PROBLEM REQUIREMENTS
Check every line for the word "that" and state how many lines have it. Reply with the number alone.

COLLECTED DATA
════════

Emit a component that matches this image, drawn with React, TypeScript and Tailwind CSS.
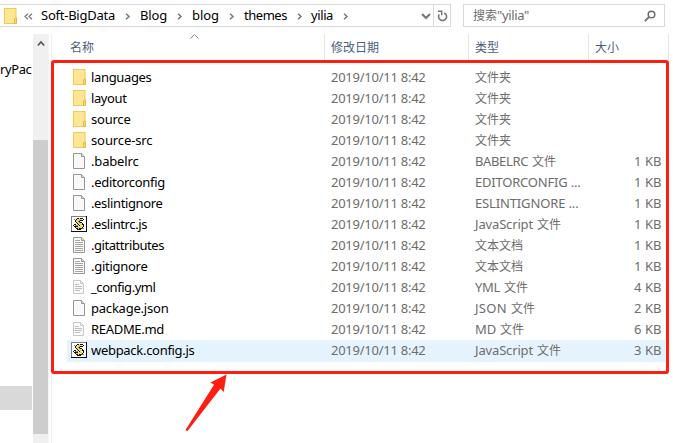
import { useLayoutEffect, useRef } from "react";

/** Latin label whose tracking is adjusted so that it fills the given width. */
function Fit({ text, width, className = "" }: { text: string; width: number; className?: string }) {
  const ref = useRef<HTMLSpanElement>(null);
  useLayoutEffect(() => {
    const el = ref.current;
    if (!el) return;
    el.style.letterSpacing = "0px";
    const natural = el.getBoundingClientRect().width;
    el.style.letterSpacing = `${(width - natural) / text.length}px`;
  }, [text, width]);
  return (
    <span ref={ref} className={`block w-max shrink-0 self-start whitespace-pre text-[13px] ${className}`}>
      {text}
    </span>
  );
}

function Folder() {
  return (
    <svg width="13" height="16" viewBox="0 0 13 16" className="block">
      <rect x="0.5" y="0.5" width="11.5" height="15" fill="#ffe694" stroke="#eecb57" />
      <path d="M10.5 15.5v-4.5l1-1h1v5.5z" fill="#f9dc79" stroke="#e3ba43" />
    </svg>
  );
}

function Page({ lined = false }: { lined?: boolean }) {
  return (
    <svg width="13" height="16" viewBox="0 0 13 16" className="block">
      <path d="M0.5 0.5h8l3 3v12h-11z" fill="#f9f9f9" stroke="#969696" />
      <path d="M8.5 0.5v3h3" fill="#ddd" stroke="#969696" />
      {lined && <path d="M2 3.5h5M2 5.5h8M2 7.5h8M2 9.5h8M2 11.5h8M2 13.5h8" stroke="#a4a4a4" />}
    </svg>
  );
}

function Note() {
  return (
    <svg width="12" height="14" viewBox="0 0 12 14" className="block">
      <path d="M0.5 0.5h7l3 3v10h-10z" fill="#fafafa" stroke="#c9c9c9" />
      <path d="M7.5 0.5v3h3" fill="none" stroke="#c9c9c9" />
      <path d="M2 4.5h4M2 6.5h7M2 8.5h7M2 10.5h5" stroke="#bdbdbd" />
    </svg>
  );
}

function Script() {
  return (
    <svg width="16" height="16" viewBox="0 0 16 16" className="block">
      <rect width="16" height="16" fill="#111" />
      <path d="M0 0h15v1H1v14H0z" fill="#808080" />
      <rect x="1" y="1" width="14" height="14" fill="#fff" />
      <path d="M5 2h6v2l-2 2 2 2 1 3-2 2H5v-2h3L5 8 4 5z" fill="#e8e2a8" />
      <path d="M6 2.5h2M9 2.5h3M5 3.5h1M12 3.5h1M4 4.5h1M9 4.5h3M4 5.5h1M8 5.5h1M5 6.5h1M9 6.5h2M6 7.5h1M11 7.5h1M3 8.5h2M7 8.5h1M11 8.5h2M2 9.5h1M8 9.5h1M12 9.5h1M3 10.5h4M12 10.5h1M4 11.5h1M11 11.5h1M5 12.5h2M8 12.5h3M6 13.5h4" stroke="#111" />
      <path d="M7 3.5h3M5 4.5h2M6 6.5h2M8 7.5h2M9 8.5h2M9 10.5h2M6 11.5h3" stroke="#e9d91c" />
      <path d="M8 4.5h1M7 5.5h1M8 6.5h1M4 9.5h3M11 12.5h2M3 3.5h1" stroke="#808080" />
    </svg>
  );
}

type Kind = "folder" | "page" | "text" | "note" | "script";
type Row = { kind: Kind; name: string; w: number; latin?: string; lw?: number; cjk?: string; size?: string };

const rows: Row[] = [
  { kind: "folder", name: "languages", w: 60.5, cjk: "文件夹" },
  { kind: "folder", name: "layout", w: 35.5, cjk: "文件夹" },
  { kind: "folder", name: "source", w: 39.5, cjk: "文件夹" },
  { kind: "folder", name: "source-src", w: 61.5, cjk: "文件夹" },
  { kind: "page", name: ".babelrc", w: 47.5, latin: "BABELRC", lw: 53, cjk: "文件", size: "1 KB" },
  { kind: "page", name: ".editorconfig", w: 74, latin: "EDITORCONFIG ...", lw: 105.5, size: "1 KB" },
  { kind: "page", name: ".eslintignore", w: 71.5, latin: "ESLINTIGNORE ...", lw: 103.5, size: "1 KB" },
  { kind: "script", name: ".eslintrc.js", w: 56, latin: "JavaScript", lw: 58, cjk: "文件", size: "1 KB" },
  { kind: "text", name: ".gitattributes", w: 73, cjk: "文本文档", size: "1 KB" },
  { kind: "text", name: ".gitignore", w: 56.5, cjk: "文本文档", size: "1 KB" },
  { kind: "note", name: "_config.yml", w: 64.5, latin: "YML", lw: 25, cjk: "文件", size: "4 KB" },
  { kind: "page", name: "package.json", w: 77.5, latin: "JSON", lw: 32, cjk: "文件", size: "2 KB" },
  { kind: "note", name: "README.md", w: 73, latin: "MD", lw: 21, cjk: "文件", size: "6 KB" },
  { kind: "script", name: "webpack.config.js", w: 103.5, latin: "JavaScript", lw: 58, cjk: "文件", size: "3 KB" },
];

function Icon({ kind }: { kind: Kind }) {
  if (kind === "script") return <div className="pl-1 pt-0.5"><Script /></div>;
  if (kind === "note") return <div className="pl-1.5 pt-[3px]"><Note /></div>;
  return (
    <div className="pl-1.5 pt-0.5">
      {kind === "folder" ? <Folder /> : <Page lined={kind === "text"} />}
    </div>
  );
}

function FileRow({ row, active }: { row: Row; active: boolean }) {
  return (
    <div className={`flex w-[598px] leading-[21px] ${active ? "h-[22px] bg-[#e5f3ff]" : "h-[21px]"}`}>
      <div className="w-6 shrink-0"><Icon kind={row.kind} /></div>
      <div className="w-60 shrink-0 text-black"><Fit text={row.name} width={row.w} /></div>
      <div className="w-36 shrink-0 text-[#6d6d6d]"><Fit text="2019/10/11 8:42" width={94.5} /></div>
      <div className="flex w-[120px] shrink-0 gap-1 text-[#6d6d6d]">
        {row.latin && <Fit text={row.latin} width={row.lw ?? 0} />}
        {row.cjk && <span className="text-xs leading-[21px]">{row.cjk}</span>}
      </div>
      <div className="flex grow justify-end pr-[3.5px] text-[#6d6d6d]">
        {row.size && <Fit text={row.size} width={27.5} />}
      </div>
    </div>
  );
}

function Crumb({ text, width, gap }: { text: string; width: number; gap: string }) {
  return (
    <div className={`flex h-[21px] shrink-0 items-center ${gap}`}>
      <Fit text={text} width={width} className="leading-[20px]" />
      <svg width="6" height="7" viewBox="0 0 6 7" className="mt-px">
        <path d="M1 0.8l3 2.7-3 2.7" fill="none" stroke="#777" strokeWidth="1.5" />
      </svg>
    </div>
  );
}

function TopBar() {
  return (
    <div className="flex h-[34px] pt-1">
      <div className="flex h-[23px] w-[451px] border border-l-0 border-[#d9d9d9]">
        <div className="flex w-[433px] items-center">
          <div className="ml-1 shrink-0"><Folder /></div>
          <svg width="9" height="7" viewBox="0 0 9 7" className="ml-[7px] mr-2 mt-px shrink-0">
            <path d="M4 0.8l-3 2.7 3 2.7M8 0.8l-3 2.7 3 2.7" fill="none" stroke="#777" strokeWidth="1.2" />
          </svg>
          <Crumb text="Soft-BigData" width={74} gap="gap-[10px] mr-[9px]" />
          <Crumb text="Blog" width={27} gap="gap-[10px] mr-[9px]" />
          <Crumb text="blog" width={27} gap="gap-[10px] mr-[9px]" />
          <Crumb text="themes" width={43} gap="gap-[10px] mr-[8px]" />
          <Crumb text="yilia" width={22} gap="gap-[10px]" />
          <svg width="10" height="7" viewBox="0 0 10 7" className="ml-auto mr-[2px] mt-px">
            <path d="M1 1l4 4 4-4" fill="none" stroke="#777" strokeWidth="2" />
          </svg>
        </div>
        <div className="flex grow items-center justify-center border-l border-[#d9d9d9]">
          <svg width="11" height="12" viewBox="0 0 11 12">
            <path d="M2.2 4.4A4 4 0 1 0 7.2 2.9" fill="none" stroke="#777" strokeWidth="1.6" />
            <path d="M1 1.3h3.7v4" fill="none" stroke="#777" strokeWidth="1.5" />
          </svg>
        </div>
      </div>
      <div className="ml-3 flex h-[23px] w-[202px] items-center border border-[#d9d9d9] pl-[9px] text-[#6d6d6d]">
        <span className="text-xs">搜索</span>
        <Fit text={'"yilia"'} width={32} className="leading-[20px]" />
        <svg width="12" height="12" viewBox="0 0 12 12" className="ml-auto mr-2">
          <circle cx="7.5" cy="4.5" r="3.3" fill="none" stroke="#6d6d6d" strokeWidth="1.5" />
          <path d="M5.2 6.8L0.8 11.2" stroke="#6d6d6d" strokeWidth="1.8" />
        </svg>
      </div>
    </div>
  );
}

function Sidebar() {
  return (
    <div className="flex w-[51px] shrink-0">
      <div className="w-[33px] overflow-hidden">
        <div className="mt-[25px] h-[21px] w-8 overflow-hidden text-black"><Fit text="ryPack" width={38} className="leading-[21px]" /></div>
        <div className="mt-[306px] h-6 w-8 bg-[#d9d9d9]" />
      </div>
      <div className="w-4 border-r border-[#f3f3f3] bg-[#f0f0f0]">
        <div className="h-[106px] pl-1 pt-[6px]">
          <svg width="8" height="7" viewBox="0 0 8 7" className="block">
            <path d="M0.8 5.5l3.2-3.5 3.2 3.5" fill="none" stroke="#555" strokeWidth="1.7" />
          </svg>
        </div>
        <div className="h-[294px] bg-[#cdcdcd]" />
      </div>
    </div>
  );
}

function ColumnHeads() {
  return (
    <div className="flex h-[33px] text-xs leading-[28px] text-[#4c607a]">
      <div className="relative h-[26px] w-[273px] border-r border-[#e5e5e5] pl-[18px]">
        名称
        <svg width="9" height="5" viewBox="0 0 9 5" className="absolute left-[138px] top-0">
          <path d="M0.5 4.5l4-4 4 4" fill="none" stroke="#888" />
        </svg>
      </div>
      <div className="h-[26px] w-36 border-r border-[#e5e5e5] pl-[6px]">修改日期</div>
      <div className="h-[26px] w-[120px] border-r border-[#e5e5e5] pl-[6px]">类型</div>
      <div className="h-[26px] w-20 border-r border-[#e5e5e5] pl-[6px]">大小</div>
    </div>
  );
}

export default function App() {
  return (
    <div className="relative h-[443px] w-[673px] overflow-hidden bg-white font-['Noto_Sans','Noto_Sans_CJK_SC',sans-serif]">
      <TopBar />
      <div className="flex h-[409px]">
        <Sidebar />
        <div className="grow border-l border-[#f0f0f0]">
          <ColumnHeads />
          <div className="pl-[15px]">
            {rows.map((row, i) => (
              <FileRow key={row.name} row={row} active={i === rows.length - 1} />
            ))}
          </div>
        </div>
      </div>
      <div className="pointer-events-none absolute left-[51px] top-[60px] h-[314px] w-[618px] rounded-[3px] border-[3px] border-[#ff1e10]" />
      <svg width="44" height="60" viewBox="0 0 44 60" className="absolute left-[184px] top-[373px]">
        <path d="M42.5 1.5L26.5 9.5 30 11.8 1.5 57 3.3 58.2 36.5 15.5 39.7 19z" fill="#ff1e10" />
      </svg>
    </div>
  );
}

════════

PROBLEM SOLUTION
2